2011-12-03 Thread Gelonida N
On 12/03/2011 04:54 AM, Antti J Ylikoski wrote:
> 
> I'm in the process of learning Python.  I already can code
> objet-oriented programs with the language.  I have in my hands the
> O'Reilly book by Mark Lutz, Programming Python, in two versions: the
> 2nd Edition, which covers Python 2, and the 4th edition, which covers
> Python 3.
> 
> In the "official Python site" so to speak, http://www.python.org, it
> is mentioned that the authors recommend the visitor, who is a novice,
> to learn Python 2 rather than Python 3, because most of existing
> software has been writen with Python 2.
> 
> The O'Reilly book has some 1200 pages.  I would not want to invest
> such an amount of work and time to an obsolete language (i. e. Python
> 2).
> 
> What is the opinion of the wizards here, shall I learm Python 2 or
> Python 3?  I'm posting this here because I feel that this point is
> interesting to other students of Python.
> 
> 
> Cheers, Antti "Andy" Ylikoski
> Helsinki, Finland, the EU

I would still stick with python 2.

In my opinion there is no reason to rush to the most recent version.

Especially when working in a corporate environment or when being obliged
to use certain web servers / servers  you will notice, that
you will still encounter quite some hosts with python 2.5 and even some
with python2.4.

Most machines, that I have to use,  run python 2.6  (and some python
2.5) I personally try to write most of my code such that it could still
run with python 2.5  I decided that python2.4 is my cut-off point,
though I still have one machines and some embedded devices, which just
run 2.4


Other considerations

- there are still more libraries / packages available for python
   2 than for python 3, though this is changing.

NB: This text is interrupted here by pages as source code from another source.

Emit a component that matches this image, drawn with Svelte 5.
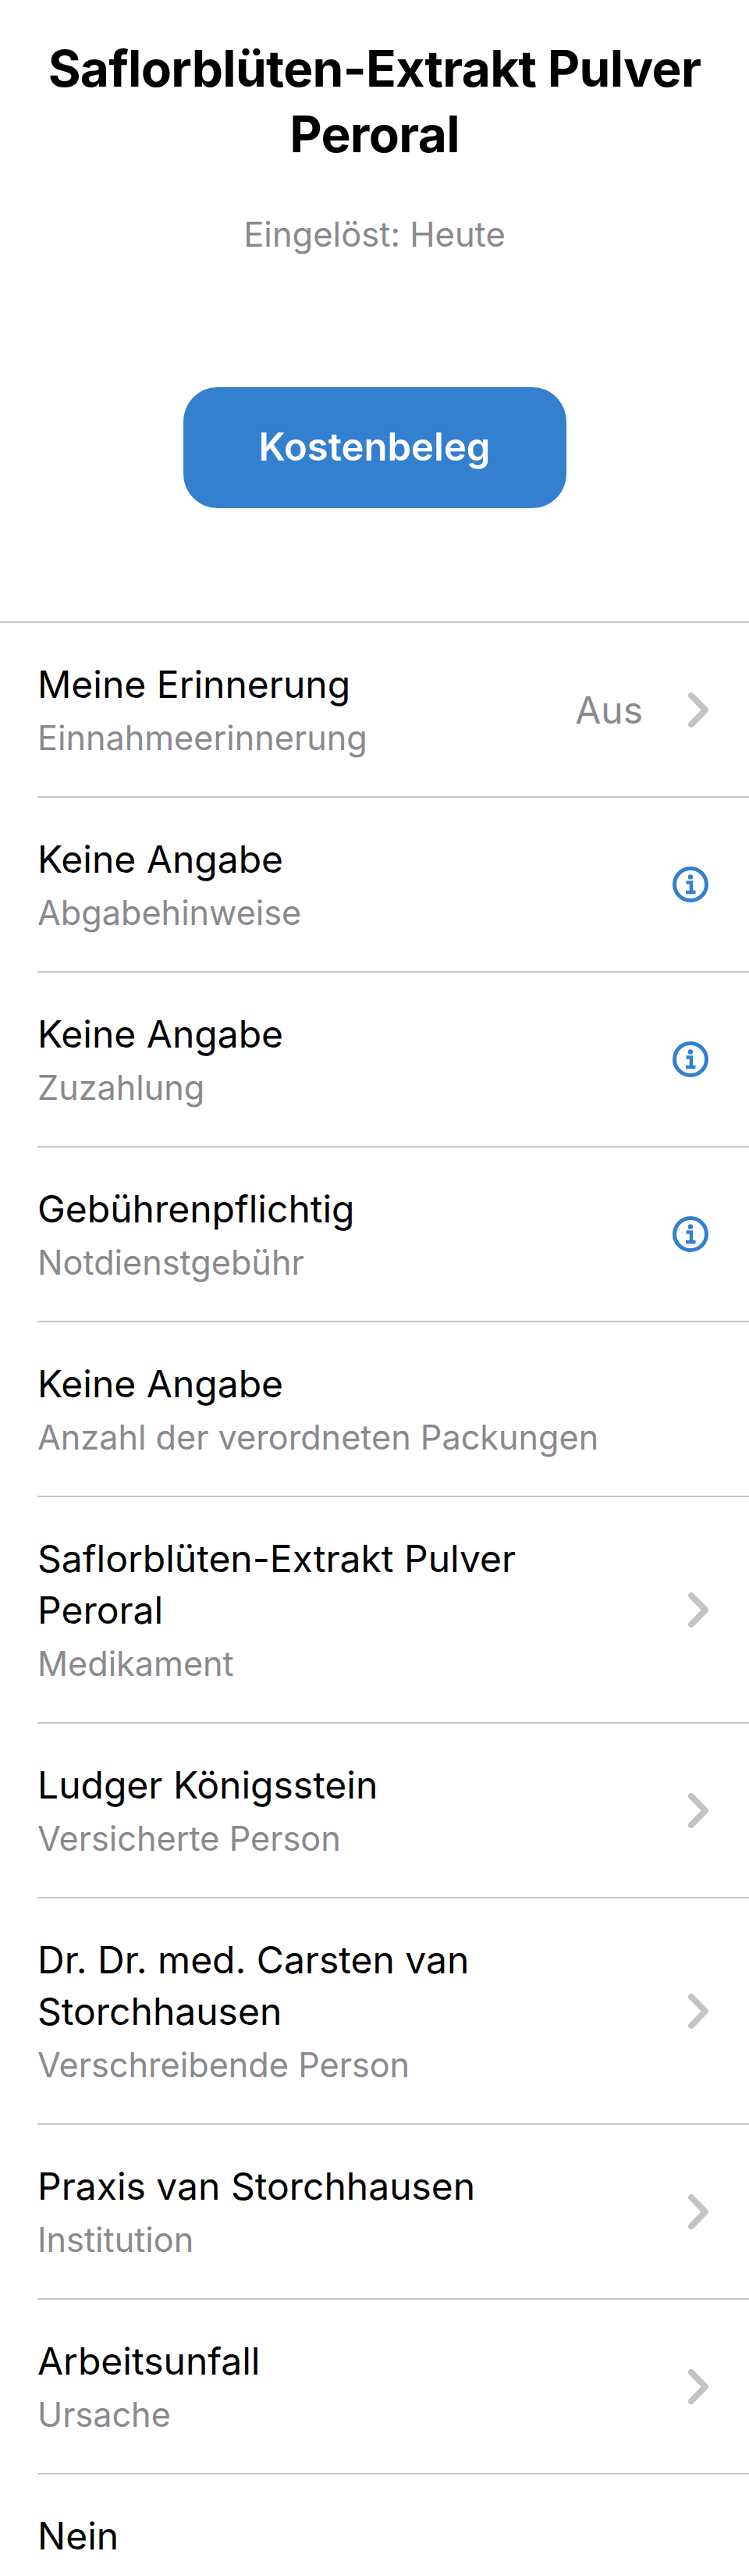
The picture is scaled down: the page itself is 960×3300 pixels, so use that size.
<script>
  const rows = [
    { title: ['Meine Erinnerung'], sub: 'Einnahmeerinnerung', value: 'Aus', icon: 'chevron' },
    { title: ['Keine Angabe'], sub: 'Abgabehinweise', icon: 'info' },
    { title: ['Keine Angabe'], sub: 'Zuzahlung', icon: 'info' },
    { title: ['Gebührenpflichtig'], sub: 'Notdienstgebühr', icon: 'info' },
    { title: ['Keine Angabe'], sub: 'Anzahl der verordneten Packungen' },
    { title: ['Saflorblüten-Extrakt Pulver', 'Peroral'], sub: 'Medikament', icon: 'chevron' },
    { title: ['Ludger Königsstein'], sub: 'Versicherte Person', icon: 'chevron' },
    { title: ['Dr. Dr. med. Carsten van', 'Storchhausen'], sub: 'Verschreibende Person', icon: 'chevron' },
    { title: ['Praxis van Storchhausen'], sub: 'Institution', icon: 'chevron' },
    { title: ['Arbeitsunfall'], sub: 'Ursache', icon: 'chevron' },
    { title: ['Nein'], sub: '' }
  ];
</script>

<div class="page">
  <header>
    <h1>Saflorblüten-Extrakt Pulver<br />Peroral</h1>
    <p class="date">Eingelöst: Heute</p>
    <button class="receipt">Kostenbeleg</button>
  </header>

  <ul>
    {#each rows as row}
      <li>
        <div class="text">
          {#each row.title as line}
            <div class="title">{line}</div>
          {/each}
          <div class="sub">{row.sub}</div>
        </div>
        {#if row.value}
          <span class="value">{row.value}</span>
        {/if}
        {#if row.icon === 'chevron'}
          <svg class="chevron" viewBox="0 0 28 47" width="28" height="47">
            <path d="M6 5 L24 23.5 L6 42" />
          </svg>
        {:else if row.icon === 'info'}
          <svg class="info" viewBox="0 0 46 46" width="46" height="46">
            <circle cx="23" cy="23" r="20.5" />
            <circle class="dot" cx="23" cy="13.5" r="3.2" />
            <path d="M17.5 20.5 H24 V32.5 M17 33 H29.5" />
          </svg>
        {/if}
      </li>
    {/each}
  </ul>
</div>

<style>
  :global(body) {
    background: #fff;
    font-family: Inter, "Liberation Sans", sans-serif;
  }

  .page {
    height: 3300px;
    overflow: hidden;
  }

  header {
    text-align: center;
    padding: 46px 40px 0;
    height: 796px;
    box-sizing: border-box;
  }

  h1 {
    margin: 0;
    font-size: 64px;
    line-height: 84px;
    font-weight: 700;
    color: #000;
    letter-spacing: -0.7px;
  }

  .date {
    margin: 58px 0 0;
    font-size: 43.5px;
    line-height: 56px;
    color: #8a8a8e;
  }

  .receipt {
    display: block;
    margin: 168px auto 0;
    padding: 0 0 2px;
    width: 491px;
    height: 155px;
    border: none;
    border-radius: 44px;
    background: #3380cf;
    color: #fff;
    font-family: inherit;
    font-size: 49px;
    font-weight: 600;
  }

  ul {
    list-style: none;
    margin: 0;
    padding: 0;
    border-top: 2px solid #c6c6c8;
  }

  li {
    display: flex;
    align-items: center;
    margin-left: 48px;
    padding-right: 52px;
    border-bottom: 2px solid #c6c6c8;
  }

  .text {
    flex: 1;
    margin: 46px 0 42px;
  }

  .title {
    font-size: 48px;
    line-height: 66px;
    color: #000;
  }

  .sub {
    padding-top: 2px;
    font-size: 43.2px;
    line-height: 66px;
    min-height: 66px;
    color: #8a8a8e;
  }

  .value {
    font-size: 48px;
    color: #8a8a8e;
    margin-right: 56px;
  }

  .chevron path {
    fill: none;
    stroke: #c4c4c6;
    stroke-width: 8;
    stroke-linecap: round;
    stroke-linejoin: round;
  }

  .info circle {
    fill: none;
    stroke: #3380cf;
    stroke-width: 5;
  }

  .info .dot {
    fill: #3380cf;
    stroke: none;
  }

  .info path {
    fill: none;
    stroke: #3380cf;
    stroke-width: 4.5;
  }
</style>
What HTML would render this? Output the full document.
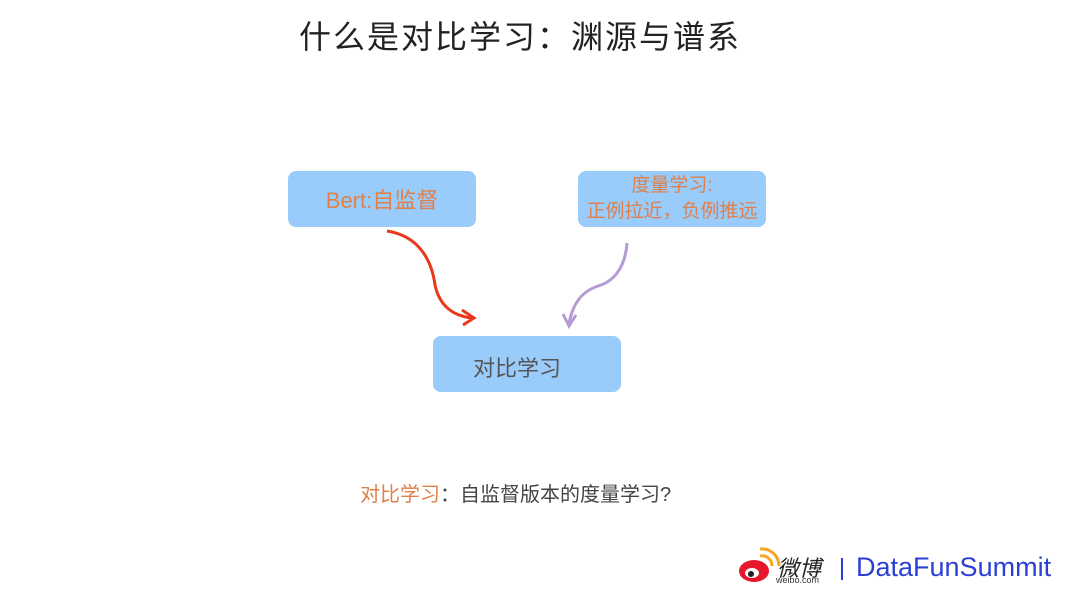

- if you write code nicely enough in python 2, then you can translate it
  to python 3. autmatically. However up to my knowledge you
cannot automatically translate python 3 code to python 2 code.

With that strategy your code will be able to run on most web servers and
your own machines.



If you want to write your own code which does not have to run on other
machines and / or if you want to heavily use unicode, then it might be
better to start with Python 3.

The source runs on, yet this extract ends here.